▼▼▼
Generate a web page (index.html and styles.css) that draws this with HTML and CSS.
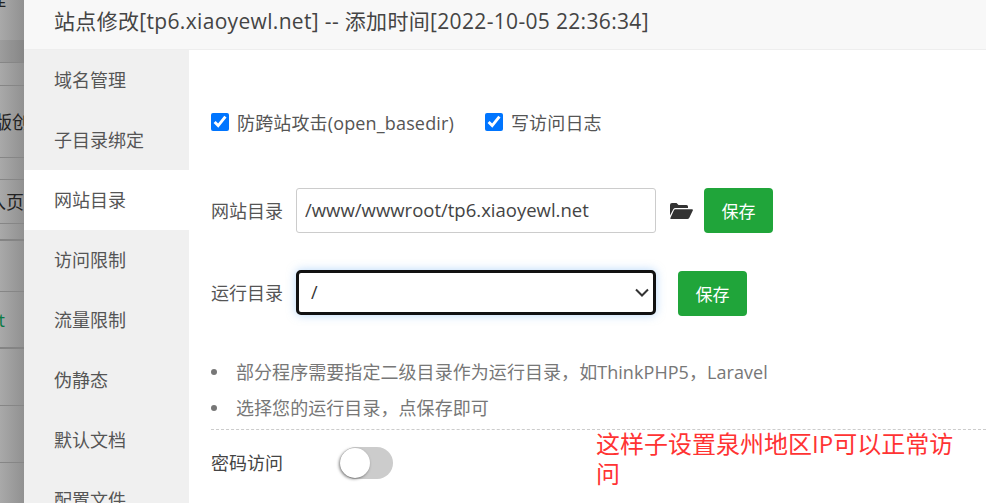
FILE: index.html
```html
<!DOCTYPE html>
<html lang="zh-CN">
<head>
    <meta charset="UTF-8">
    <meta name="viewport" content="width=device-width, initial-scale=1.0">
    <title>站点修改</title>
    <link rel="stylesheet" href="styles.css">
</head>
<body>
    <div class="backdrop">
        <div class="bg-row h40"><span class="clip-top">管理</span></div>
        <div class="bg-row h22 dark"></div>
        <div class="bg-row h23 line"></div>
        <div class="bg-row h72 line"><span class="clip-right">版创</span></div>
        <div class="bg-row h22 line"></div>
        <div class="bg-row h44 line"><span>入页</span></div>
        <div class="bg-row h16 line"></div>
        <div class="bg-row h52 line thick"></div>
        <div class="bg-row h56 line"><span class="green">t</span></div>
        <div class="bg-row h58 line thick"></div>
        <div class="bg-row h57 line"></div>
        <div class="bg-row h41 line"></div>
    </div>

    <div class="dialog">
        <div class="dialog-title">站点修改[tp6.xiaoyewl.net] -- 添加时间[2022-10-05 22:36:34]</div>
        <div class="dialog-body">
            <ul class="side-nav">
                <li>域名管理</li>
                <li>子目录绑定</li>
                <li class="active">网站目录</li>
                <li>访问限制</li>
                <li>流量限制</li>
                <li>伪静态</li>
                <li>默认文档</li>
                <li>配置文件</li>
            </ul>
            <div class="content">
                <div class="check-row">
                    <label><input type="checkbox" checked> 防跨站攻击(open_basedir)</label>
                    <label><input type="checkbox" checked> 写访问日志</label>
                </div>
                <div class="form-row">
                    <span class="form-label">网站目录</span>
                    <input class="path-input" type="text" value="/www/wwwroot/tp6.xiaoyewl.net">
                    <svg class="folder-icon" width="23" height="17" viewBox="0 0 23 17">
                        <path fill="#333" d="M0 3Q0 1 2 1H6.500L8.500 3H16.500Q18 3 18 4.500V6H5.500Q4 6 3.300 7.300L0 13.500Z"/>
                        <path fill="#333" d="M5.300 7.300H22Q23.300 7.300 22.800 8.500L19.300 15.800Q18.700 17 17.300 17H1.200Q0 17 .5 15.800L3.800 8.500Q4.300 7.300 5.300 7.300Z"/>
                    </svg>
                    <button class="save-btn folder-save">保存</button>
                </div>
                <div class="form-row second">
                    <span class="form-label">运行目录</span>
                    <select class="dir-select"><option>/</option></select>
                    <button class="save-btn select-save">保存</button>
                </div>
                <ul class="help-list">
                    <li>部分程序需要指定二级目录作为运行目录，如ThinkPHP5，Laravel</li>
                    <li>选择您的运行目录，点保存即可</li>
                </ul>
                <div class="password-row">
                    <span class="password-label">密码访问</span>
                    <div class="toggle"><div class="knob"></div></div>
                </div>
            </div>
        </div>
    </div>

    <div class="annotation">这样子设置泉州地区IP可以正常访问</div>
</body>
</html>
```

FILE: styles.css
```css
* {
    box-sizing: border-box;
}
html, body {
    height: 503px;
}
body {
    margin: 0;
    display: flex;
    overflow: hidden;
    font-family: "Open Sans", "Noto Sans CJK SC", sans-serif;
    font-size: 18px;
    color: #555;
    background: #fff;
}

/* dimmed page behind the dialog */
.backdrop {
    width: 24px;
    flex-shrink: 0;
    overflow: hidden;
    background: linear-gradient(90deg, #a9a9a9, #919191);
    color: #222;
}
.bg-row {
    display: flex;
    justify-content: flex-end;
    align-items: center;
    overflow: hidden;
    white-space: nowrap;
    line-height: 24px;
}
.bg-row.line { border-top: 1px solid #868686; }
.bg-row.thick { border-top: 2px solid #848484; }
.bg-row.dark { background: rgba(0, 0, 0, 0.07); }
.h16 { height: 16px; }
.h22 { height: 22px; }
.h23 { height: 23px; }
.h40 { height: 40px; }
.h41 { height: 41px; }
.h44 { height: 44px; }
.h52 { height: 52px; }
.h56 { height: 56px; }
.h57 { height: 57px; }
.h58 { height: 58px; }
.h72 { height: 72px; }
.clip-top { align-self: flex-start; margin-top: -13px; margin-right: 18px; }
.clip-right { margin-right: -6px; }
.green { color: #0a7a45; margin-right: 19px; }

.dialog {
    flex: 1;
    min-width: 0;
}
.dialog-title {
    height: 50px;
    padding-left: 30px;
    line-height: 42px;
    font-size: 21px;
    letter-spacing: 0.33px;
    color: #444;
    background: #f8f8f8;
    border-bottom: 1px solid #eee;
}
.dialog-body {
    display: flex;
    height: 453px;
    overflow: hidden;
}
.side-nav {
    width: 165px;
    flex-shrink: 0;
    margin: 0;
    padding: 0;
    list-style: none;
    background: #f0f0f0;
}
.side-nav li {
    height: 60px;
    padding-left: 30px;
    line-height: 60px;
}
.side-nav li.active {
    background: #fff;
}

.content {
    flex: 1;
    min-width: 0;
    padding: 57px 0 0 22px;
}
.check-row {
    display: flex;
    gap: 31px;
    height: 30px;
    align-items: center;
    letter-spacing: 0.15px;
}
.check-row label {
    display: flex;
    align-items: center;
    gap: 8px;
    padding-bottom: 1px;
}
.check-row input {
    width: 18px;
    height: 18px;
    margin: 1px 0 0;
}
.form-row {
    display: flex;
    align-items: center;
    margin-top: 51px;
}
.form-row.second {
    margin-top: 37px;
}
.form-label {
    width: 85px;
    flex-shrink: 0;
    padding-bottom: 2px;
}
.path-input, .dir-select {
    width: 360px;
    height: 45px;
    font: inherit;
    color: #444;
    background: #fff;
}
.path-input {
    padding: 0 8px 2px;
    font-size: 18.5px;
    border: 1px solid #ccc;
    border-radius: 3px;
}
.dir-select {
    appearance: none;
    align-self: flex-start;
    padding: 0 30px 2px 12px;
    color: #333;
    border: 3px solid #111;
    border-radius: 5px;
    box-shadow: 0 0 10px rgba(110, 175, 245, 0.5);
    outline: none;
    background: #fff url("data:image/svg+xml,%3Csvg xmlns='http://www.w3.org/2000/svg' width='14' height='9' viewBox='0 0 14 9'%3E%3Cpath d='M1 1.500l6 6 6-6' fill='none' stroke='%23333' stroke-width='2'/%3E%3C/svg%3E") no-repeat right 4px center;
}
.folder-icon {
    margin-left: 14px;
}
.save-btn {
    width: 69px;
    height: 45px;
    padding: 0;
    font: inherit;
    font-size: 17px;
    color: #fff;
    background: #20a53a;
    border: none;
    border-radius: 4px;
}
.folder-save { margin-left: 11px; }
.select-save { margin-left: 22px; align-self: flex-start; margin-top: 1px; }

.help-list {
    margin: 37px 0 0;
    padding: 0;
    list-style: none;
    color: #777;
    letter-spacing: 0.06px;
}
.help-list li {
    display: flex;
    align-items: center;
    height: 36px;
}
.help-list li::before {
    content: "";
    width: 6px;
    height: 6px;
    margin: 1px 19px 0 0;
    border-radius: 50%;
    background: #777;
}
.password-row {
    display: flex;
    align-items: center;
    margin-top: 4px;
    padding-top: 17px;
    border-top: 1px dashed #ccc;
}
.password-label {
    width: 129px;
    flex-shrink: 0;
    padding-bottom: 2px;
    color: #444;
}
.toggle {
    width: 53px;
    height: 32px;
    border-radius: 16px;
    background: #ccc;
}
.knob {
    width: 30px;
    height: 30px;
    margin-top: 1px;
    border-radius: 50%;
    background: #fff;
    box-shadow: -1px 1px 3px rgba(0, 0, 0, 0.5);
}

/* red note typed over the screenshot */
.annotation {
    position: absolute;
    left: 596px;
    top: 429px;
    width: 370px;
    font-size: 24px;
    line-height: 30px;
    color: #f33;
}
```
▲▲▲
### STATED PROBLEM
Repeat the material above in full and exactly, omitting the pictures.

### FINISHED TASK
Generate a web page (index.html and styles.css) that draws this with HTML and CSS.
FILE: index.html
```html
<!DOCTYPE html>
<html lang="zh-CN">
<head>
    <meta charset="UTF-8">
    <meta name="viewport" content="width=device-width, initial-scale=1.0">
    <title>站点修改</title>
    <link rel="stylesheet" href="styles.css">
</head>
<body>
    <div class="backdrop">
        <div class="bg-row h40"><span class="clip-top">管理</span></div>
        <div class="bg-row h22 dark"></div>
        <div class="bg-row h23 line"></div>
        <div class="bg-row h72 line"><span class="clip-right">版创</span></div>
        <div class="bg-row h22 line"></div>
        <div class="bg-row h44 line"><span>入页</span></div>
        <div class="bg-row h16 line"></div>
        <div class="bg-row h52 line thick"></div>
        <div class="bg-row h56 line"><span class="green">t</span></div>
        <div class="bg-row h58 line thick"></div>
        <div class="bg-row h57 line"></div>
        <div class="bg-row h41 line"></div>
    </div>

    <div class="dialog">
        <div class="dialog-title">站点修改[tp6.xiaoyewl.net] -- 添加时间[2022-10-05 22:36:34]</div>
        <div class="dialog-body">
            <ul class="side-nav">
                <li>域名管理</li>
                <li>子目录绑定</li>
                <li class="active">网站目录</li>
                <li>访问限制</li>
                <li>流量限制</li>
                <li>伪静态</li>
                <li>默认文档</li>
                <li>配置文件</li>
            </ul>
            <div class="content">
                <div class="check-row">
                    <label><input type="checkbox" checked> 防跨站攻击(open_basedir)</label>
                    <label><input type="checkbox" checked> 写访问日志</label>
                </div>
                <div class="form-row">
                    <span class="form-label">网站目录</span>
                    <input class="path-input" type="text" value="/www/wwwroot/tp6.xiaoyewl.net">
                    <svg class="folder-icon" width="23" height="17" viewBox="0 0 23 17">
                        <path fill="#333" d="M0 3Q0 1 2 1H6.500L8.500 3H16.500Q18 3 18 4.500V6H5.500Q4 6 3.300 7.300L0 13.500Z"/>
                        <path fill="#333" d="M5.300 7.300H22Q23.300 7.300 22.800 8.500L19.300 15.800Q18.700 17 17.300 17H1.200Q0 17 .5 15.800L3.800 8.500Q4.300 7.300 5.300 7.300Z"/>
                    </svg>
                    <button class="save-btn folder-save">保存</button>
                </div>
                <div class="form-row second">
                    <span class="form-label">运行目录</span>
                    <select class="dir-select"><option>/</option></select>
                    <button class="save-btn select-save">保存</button>
                </div>
                <ul class="help-list">
                    <li>部分程序需要指定二级目录作为运行目录，如ThinkPHP5，Laravel</li>
                    <li>选择您的运行目录，点保存即可</li>
                </ul>
                <div class="password-row">
                    <span class="password-label">密码访问</span>
                    <div class="toggle"><div class="knob"></div></div>
                </div>
            </div>
        </div>
    </div>

    <div class="annotation">这样子设置泉州地区IP可以正常访问</div>
</body>
</html>
```

FILE: styles.css
```css
* {
    box-sizing: border-box;
}
html, body {
    height: 503px;
}
body {
    margin: 0;
    display: flex;
    overflow: hidden;
    font-family: "Open Sans", "Noto Sans CJK SC", sans-serif;
    font-size: 18px;
    color: #555;
    background: #fff;
}

/* dimmed page behind the dialog */
.backdrop {
    width: 24px;
    flex-shrink: 0;
    overflow: hidden;
    background: linear-gradient(90deg, #a9a9a9, #919191);
    color: #222;
}
.bg-row {
    display: flex;
    justify-content: flex-end;
    align-items: center;
    overflow: hidden;
    white-space: nowrap;
    line-height: 24px;
}
.bg-row.line { border-top: 1px solid #868686; }
.bg-row.thick { border-top: 2px solid #848484; }
.bg-row.dark { background: rgba(0, 0, 0, 0.07); }
.h16 { height: 16px; }
.h22 { height: 22px; }
.h23 { height: 23px; }
.h40 { height: 40px; }
.h41 { height: 41px; }
.h44 { height: 44px; }
.h52 { height: 52px; }
.h56 { height: 56px; }
.h57 { height: 57px; }
.h58 { height: 58px; }
.h72 { height: 72px; }
.clip-top { align-self: flex-start; margin-top: -13px; margin-right: 18px; }
.clip-right { margin-right: -6px; }
.green { color: #0a7a45; margin-right: 19px; }

.dialog {
    flex: 1;
    min-width: 0;
}
.dialog-title {
    height: 50px;
    padding-left: 30px;
    line-height: 42px;
    font-size: 21px;
    letter-spacing: 0.33px;
    color: #444;
    background: #f8f8f8;
    border-bottom: 1px solid #eee;
}
.dialog-body {
    display: flex;
    height: 453px;
    overflow: hidden;
}
.side-nav {
    width: 165px;
    flex-shrink: 0;
    margin: 0;
    padding: 0;
    list-style: none;
    background: #f0f0f0;
}
.side-nav li {
    height: 60px;
    padding-left: 30px;
    line-height: 60px;
}
.side-nav li.active {
    background: #fff;
}

.content {
    flex: 1;
    min-width: 0;
    padding: 57px 0 0 22px;
}
.check-row {
    display: flex;
    gap: 31px;
    height: 30px;
    align-items: center;
    letter-spacing: 0.15px;
}
.check-row label {
    display: flex;
    align-items: center;
    gap: 8px;
    padding-bottom: 1px;
}
.check-row input {
    width: 18px;
    height: 18px;
    margin: 1px 0 0;
}
.form-row {
    display: flex;
    align-items: center;
    margin-top: 51px;
}
.form-row.second {
    margin-top: 37px;
}
.form-label {
    width: 85px;
    flex-shrink: 0;
    padding-bottom: 2px;
}
.path-input, .dir-select {
    width: 360px;
    height: 45px;
    font: inherit;
    color: #444;
    background: #fff;
}
.path-input {
    padding: 0 8px 2px;
    font-size: 18.5px;
    border: 1px solid #ccc;
    border-radius: 3px;
}
.dir-select {
    appearance: none;
    align-self: flex-start;
    padding: 0 30px 2px 12px;
    color: #333;
    border: 3px solid #111;
    border-radius: 5px;
    box-shadow: 0 0 10px rgba(110, 175, 245, 0.5);
    outline: none;
    background: #fff url("data:image/svg+xml,%3Csvg xmlns='http://www.w3.org/2000/svg' width='14' height='9' viewBox='0 0 14 9'%3E%3Cpath d='M1 1.500l6 6 6-6' fill='none' stroke='%23333' stroke-width='2'/%3E%3C/svg%3E") no-repeat right 4px center;
}
.folder-icon {
    margin-left: 14px;
}
.save-btn {
    width: 69px;
    height: 45px;
    padding: 0;
    font: inherit;
    font-size: 17px;
    color: #fff;
    background: #20a53a;
    border: none;
    border-radius: 4px;
}
.folder-save { margin-left: 11px; }
.select-save { margin-left: 22px; align-self: flex-start; margin-top: 1px; }

.help-list {
    margin: 37px 0 0;
    padding: 0;
    list-style: none;
    color: #777;
    letter-spacing: 0.06px;
}
.help-list li {
    display: flex;
    align-items: center;
    height: 36px;
}
.help-list li::before {
    content: "";
    width: 6px;
    height: 6px;
    margin: 1px 19px 0 0;
    border-radius: 50%;
    background: #777;
}
.password-row {
    display: flex;
    align-items: center;
    margin-top: 4px;
    padding-top: 17px;
    border-top: 1px dashed #ccc;
}
.password-label {
    width: 129px;
    flex-shrink: 0;
    padding-bottom: 2px;
    color: #444;
}
.toggle {
    width: 53px;
    height: 32px;
    border-radius: 16px;
    background: #ccc;
}
.knob {
    width: 30px;
    height: 30px;
    margin-top: 1px;
    border-radius: 50%;
    background: #fff;
    box-shadow: -1px 1px 3px rgba(0, 0, 0, 0.5);
}

/* red note typed over the screenshot */
.annotation {
    position: absolute;
    left: 596px;
    top: 429px;
    width: 370px;
    font-size: 24px;
    line-height: 30px;
    color: #f33;
}
```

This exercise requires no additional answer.